It is simplistic to
say that film is about sensation, but what when that sensation leaves you
confused? Then the sensation becomes more interesting. Cold in July, a documentary style title for the UK, but more
evocative in America, creates such sensation.
This is a contemporary
film. It stars Michael C. Hall of Dexter
(2006 – 2013) fame and makes Tarantino like references with its casting (Don
Johnson) and use of violence, even offering a blood red drenched scene in the
style of Scorsese or Powell & Pressburger, depending on how far you want to
go back. Yet the film itself is set in the 1980s and the mise en scene is complete, offering an encompassing sense of the
decade. The genres and sub genres are multiple: action, thriller, gothic,
horror, revenge and so on (depending on your leaning towards genre theorists).
An 80s action film,
complete with the dialogue that became synonymous with the style mixed with
horror conventions shouldn’t work.
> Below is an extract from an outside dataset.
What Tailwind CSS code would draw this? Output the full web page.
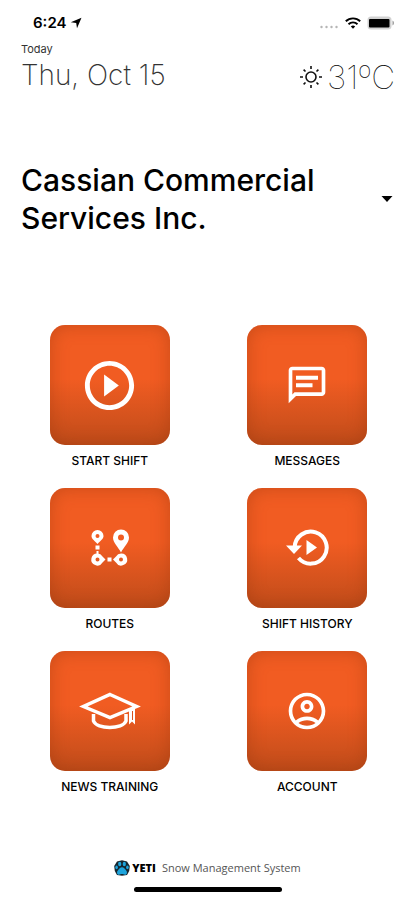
<!DOCTYPE html>
<html lang="en">
<head>
<meta charset="utf-8">
<meta name="viewport" content="width=device-width, initial-scale=1">
<title>YETI Snow Management System</title>
<script src="https://cdn.jsdelivr.net/npm/@tailwindcss/browser@4"></script>
</head>
<body class="bg-white text-black font-[Inter,'Liberation_Sans',sans-serif]">
<div class="min-h-screen flex flex-col">
  <div class="flex items-center justify-between h-10 pt-1.5 pl-[33px] pr-5">
    <div class="flex items-center gap-1">
      <span class="text-[15px] leading-5 font-semibold">6:24</span>
      <svg class="w-3 h-3" viewBox="0 0 12 12" aria-hidden="true"><path d="M11.500.7 7 11.300 6.200 6 .8 5.300z"/></svg>
    </div>
    <div class="flex items-center gap-1.5">
      <svg class="w-5 h-3" viewBox="0 0 20 12" fill="#b5b5b5" aria-hidden="true"><circle cx="2.500" cy="10" r="1.200"/><circle cx="7.500" cy="10" r="1.200"/><circle cx="12.500" cy="10" r="1.200"/><circle cx="17.500" cy="10" r="1.200"/></svg>
      <svg class="w-4 h-3" viewBox="0 0 16 12" fill="none" stroke="#000" stroke-width="1.900" aria-hidden="true"><path d="M.8 4.300a10.300 10.300 0 0 1 14.400 0M3.500 7.200a6.500 6.500 0 0 1 9 0"/><path d="M8 11.800 5.800 9.500a3.200 3.200 0 0 1 4.400 0z" fill="#000" stroke="none"/></svg>
      <svg class="w-7 h-3.5" viewBox="0 0 28 14" aria-hidden="true"><rect x=".5" y=".5" width="24" height="13" rx="3.500" fill="#d2d2d2"/><rect x="2" y="3" width="20.500" height="8.500" rx="1" fill="#000"/><path d="M25.500 4.500c2 1 2 4 0 5z" fill="#999"/></svg>
    </div>
  </div>

  <header class="flex items-end justify-between pt-px pl-[21px] pr-5">
    <div>
      <p class="text-[11px] leading-4 text-[#333]">Today</p>
      <p class="text-[28px] leading-9 font-extralight text-[#333]">Thu, Oct 15</p>
    </div>
    <div class="flex items-center gap-1">
      <svg class="w-6 h-6" viewBox="0 0 24 24" fill="none" stroke="#111" stroke-width="1.600" aria-hidden="true"><circle cx="12" cy="12" r="5"/><path d="M12 1v3M12 20v3M1 12h3M20 12h3M4.600 4.600l1.900 1.900M17.500 17.500l1.900 1.900M4.600 19.400l1.900-1.900M17.500 6.500l1.900-1.900"/></svg>
      <p class="text-[33px] leading-8 font-thin text-black">31ºC</p>
    </div>
  </header>

  <div class="relative flex items-center justify-between mt-[68px] pl-[21px] pr-5">
    <label for="company" class="w-[310px] text-[30px] leading-[38px] font-medium">Cassian Commercial Services Inc.</label>
    <svg class="w-4 h-2 shrink-0" viewBox="0 0 16 8" aria-hidden="true"><path d="M2.500 1h11L8 7z"/></svg>
    <select id="company" class="absolute inset-0 w-full h-full opacity-0"><option>Cassian Commercial Services Inc.</option></select>
  </div>

  <main class="grid grid-cols-2 gap-y-[18px] mt-[88px] pl-[11px] pr-[9px]">
    <button class="flex flex-col items-center gap-[7px]">
      <span class="flex items-center justify-center size-[120px] rounded-[15px] bg-linear-to-b from-[#f15c22] from-45% to-[#c04c1a] shadow-[inset_0_0_18px_rgba(140,50,10,0.4)]">
        <svg class="size-[59px]" viewBox="0 0 24 24" fill="#fff" aria-hidden="true"><path d="M12 2C6.480 2 2 6.480 2 12s4.480 10 10 10 10-4.480 10-10S17.520 2 12 2zm0 18c-4.410 0-8-3.590-8-8s3.590-8 8-8 8 3.590 8 8-3.590 8-8 8zM9.800 16.500l6-4.500-6-4.500z"/></svg>
      </span>
      <span class="text-xs leading-[18px] font-medium">START SHIFT</span>
    </button>
    <button class="flex flex-col items-center gap-[7px]">
      <span class="flex items-center justify-center size-[120px] rounded-[15px] bg-linear-to-b from-[#f15c22] from-45% to-[#c04c1a] shadow-[inset_0_0_18px_rgba(140,50,10,0.4)]">
        <svg class="size-11" viewBox="0 0 24 24" fill="#fff" aria-hidden="true"><path d="M4 4h16v12H5.170L4 17.170V4m0-2c-1.100 0-1.990.9-1.990 2L2 22l4-4h14c1.100 0 2-.9 2-2V4c0-1.100-.9-2-2-2H4zm2 9h9v2.200H6V11zm0-4h12v2.200H6V7z"/></svg>
      </span>
      <span class="text-xs leading-[18px] font-medium">MESSAGES</span>
    </button>
    <button class="flex flex-col items-center gap-[7px]">
      <span class="flex items-center justify-center size-[120px] rounded-[15px] bg-linear-to-b from-[#f15c22] from-45% to-[#c04c1a] shadow-[inset_0_0_18px_rgba(140,50,10,0.4)]">
        <svg class="size-10" viewBox="0 0 40 40" fill="#fff" fill-rule="evenodd" aria-hidden="true"><path d="M7.500 2a6 6 0 0 1 6 6c0 3-3 4.500-6 8-3-3.500-6-5-6-8a6 6 0 0 1 6-6zm0 4a2 2 0 1 0 0 4 2 2 0 0 0 0-4z"/><path d="M31 1.500a8 8 0 0 1 8 8C39 15 34 18.500 31 24.500 28 18.500 23 15 23 9.500a8 8 0 0 1 8-8zm0 5a3 3 0 1 0 0 6 3 3 0 0 0 0-6z"/><path d="M7.500 25.500a6 6 0 0 1 5 3l3 3-3 3a6 6 0 1 1-5-9zm0 4a2 2 0 1 0 0 4 2 2 0 0 0 0-4z"/><path d="M31 25.500a6 6 0 1 1-5 9l-3-3 3-3a6 6 0 0 1 5-3zm0 4a2 2 0 1 0 0 4 2 2 0 0 0 0-4z"/><path d="M5.500 17.500h4v4h-4zM6.500 23h2v3h-2zM17.500 29.500h4v4h-4z"/></svg>
      </span>
      <span class="text-xs leading-[18px] font-medium">ROUTES</span>
    </button>
    <button class="flex flex-col items-center gap-[7px]">
      <span class="flex items-center justify-center size-[120px] rounded-[15px] bg-linear-to-b from-[#f15c22] from-45% to-[#c04c1a] shadow-[inset_0_0_18px_rgba(140,50,10,0.4)]">
        <svg class="size-11" viewBox="0 0 44 44" aria-hidden="true"><path d="M9.700 21A16 16 0 1 1 13.500 32" fill="none" stroke="#fff" stroke-width="4"/><path d="M1 19.500h16l-8 8.500zM21.500 14v15L32 21.500z" fill="#fff"/></svg>
      </span>
      <span class="text-xs leading-[18px] font-medium">SHIFT HISTORY</span>
    </button>
    <button class="flex flex-col items-center gap-[7px]">
      <span class="flex items-center justify-center size-[120px] rounded-[15px] bg-linear-to-b from-[#f15c22] from-45% to-[#c04c1a] shadow-[inset_0_0_18px_rgba(140,50,10,0.4)]">
        <svg class="w-16 h-10" viewBox="0 0 64 40" fill="none" stroke="#fff" stroke-width="3.500" aria-hidden="true"><path d="M32 3.500 58.500 15.500 32 26.500 5.500 15.500z"/><path d="M15.500 23v7c3 8.500 29.500 8.500 32.500 0v-7"/><path d="M51 18l6-2.500V33.500l-3-3-3 3z" fill="#fff" stroke="none"/><path d="M54.500 20v9" stroke="#d9531e" stroke-width="1"/></svg>
      </span>
      <span class="text-xs leading-[18px] font-medium">NEWS TRAINING</span>
    </button>
    <button class="flex flex-col items-center gap-[7px]">
      <span class="flex items-center justify-center size-[120px] rounded-[15px] bg-linear-to-b from-[#f15c22] from-45% to-[#c04c1a] shadow-[inset_0_0_18px_rgba(140,50,10,0.4)]">
        <svg class="size-11" viewBox="0 0 24 24" fill="#fff" aria-hidden="true"><path d="M12 2C6.480 2 2 6.480 2 12s4.480 10 10 10 10-4.480 10-10S17.520 2 12 2zM7.350 18.500C8.660 17.560 10.260 17 12 17s3.340.56 4.650 1.500C15.340 19.440 13.740 20 12 20s-3.340-.56-4.650-1.500zm10.790-1.380C16.450 15.800 14.320 15 12 15s-4.450.8-6.140 2.120C4.700 15.730 4 13.950 4 12c0-4.420 3.580-8 8-8s8 3.580 8 8c0 1.950-.7 3.730-1.860 5.120z"/><path d="M12 6c-1.930 0-3.500 1.570-3.500 3.500S10.070 13 12 13s3.500-1.570 3.500-3.500S13.930 6 12 6zm0 5c-.83 0-1.500-.67-1.500-1.500S11.170 8 12 8s1.500.67 1.500 1.500S12.830 11 12 11z"/></svg>
      </span>
      <span class="text-xs leading-[18px] font-medium">ACCOUNT</span>
    </button>
  </main>

  <footer class="mt-auto flex flex-col items-center pb-2 gap-[11px]">
    <div class="flex items-center h-4">
      <svg class="size-4" viewBox="0 0 16 16" aria-hidden="true"><path d="M3 1.500 8 .3l5 1.200L15.800 6l-.6 5-2.200 4-5 .8-5-.8L.8 11 .2 6z" fill="#16262f"/><g fill="#1ea4dc"><ellipse cx="5.700" cy="4" rx="1.600" ry="2.300"/><ellipse cx="10.300" cy="4" rx="1.600" ry="2.300"/><ellipse cx="2.600" cy="7.300" rx="1.300" ry="1.900"/><ellipse cx="13.400" cy="7.300" rx="1.300" ry="1.900"/><path d="M8 7.300c2 0 2.600 1.500 4 2.900 1.500 1.500 1.300 4.600-1 4.600-1.200 0-1.800-.7-3-.7s-1.800.7-3 .7c-2.300 0-2.500-3.100-1-4.600 1.400-1.400 2-2.900 4-2.900z"/></g></svg>
      <span class="ml-0.5 text-[11px] leading-4 font-extrabold font-['Open_Sans',sans-serif]">YETI</span>
      <span class="ml-1.5 text-[11px] leading-4 text-[#555] font-['Open_Sans',sans-serif]">Snow Management System</span>
    </div>
    <div class="w-[148px] h-[5px] rounded-full bg-black"></div>
  </footer>
</div>
</body>
</html>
Even while watching Cold in July, as Johnson and Shepard exchange quips and walk in
slow motion, there is a very definite sense that what we’re watching shouldn’t
work. But it does and director/writer Jim Mickle and writer Nick Damici keep Cold in July firmly away from pastiche
and instead create a tense narrative that moves its characters in unexpected
ways. Most recently Cold in July is,
at the start, reminiscent of Blue Ruin as its everyman is thrown into a
murderous revenge thriller. Yet, it transforms into more involved sensation,
less cinematic than Blue Ruin, but
more entertaining. As Johnson said, “If the material is inspiring and motivates
you, then it doesn’t really matter what it is”.